MERS coronavirus: “No risk to the public”
A patient who had contracted the dangerous MERS coronavirus in Abu Dhabi gave rise to public concern in Osnabrück this weekend. Many people fear a spread of the pathogen, which causes severe pneumonia. Experts at the German Center for Infection Research (DZIF) have given the all-clear.
“The MERS virus is much less infectious than normal influenza,” says DZIF scientist Prof Christian Drosten, who is supervising the case together with the treating physicians, the RKI and the responsible health authorities.
“In a scientific study conducted in Saudi Arabia, we have seen that, if at all, a transmission of MERS only occurs in a minority of cases, and that these almost always take on an extremely mild course,” says Drosten. Transmission chains do not seem to occur readily. “The large hospital outbreaks that occurred in Saudi Arabia last year are unlikely to develop here, given our local hospital hygiene conditions,” Drosten adds. “There is no risk to the general population. The health authorities concerned are currently very efficient at informing people in a patient’s environment about potential infections—even inconspicuous ones.”

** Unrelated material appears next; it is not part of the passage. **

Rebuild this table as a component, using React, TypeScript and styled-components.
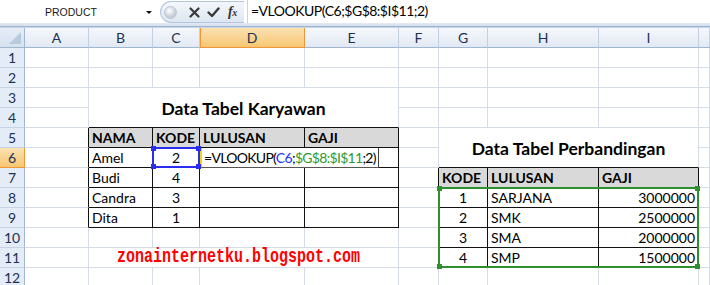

The DZIF Thematic Translational Unit “Emerging Infections” has put in place an excellent foundation to enable rapid development of diagnostic agents and vaccines in the event of novel virus outbreaks, and to prevent further spreading of outbreaks. Following the discovery of the MERS coronavirus in 2012, Christian Drosten’s research team in Bonn developed a standard test for the MERS pathogen, which is now being used worldwide. At the DZIF, Prof Gerd Sutter from Munich has already generated a candidate vaccine which is currently undergoing trials. To date, there is no vaccine available against MERS coronaviruses.
MERS coronaviruses
Since its discovery in Saudi Arabia in 2012, the novel and dangerous MERS coronavirus has given rise to public concern. It causes severe courses of disease with shortness of breath and pneumonia, which can be fatal. It is currently assumed that dromedaries are the source of the pathogen. In a scientific study, Drosten and his team discovered that the rate of human-to-human transmission is low.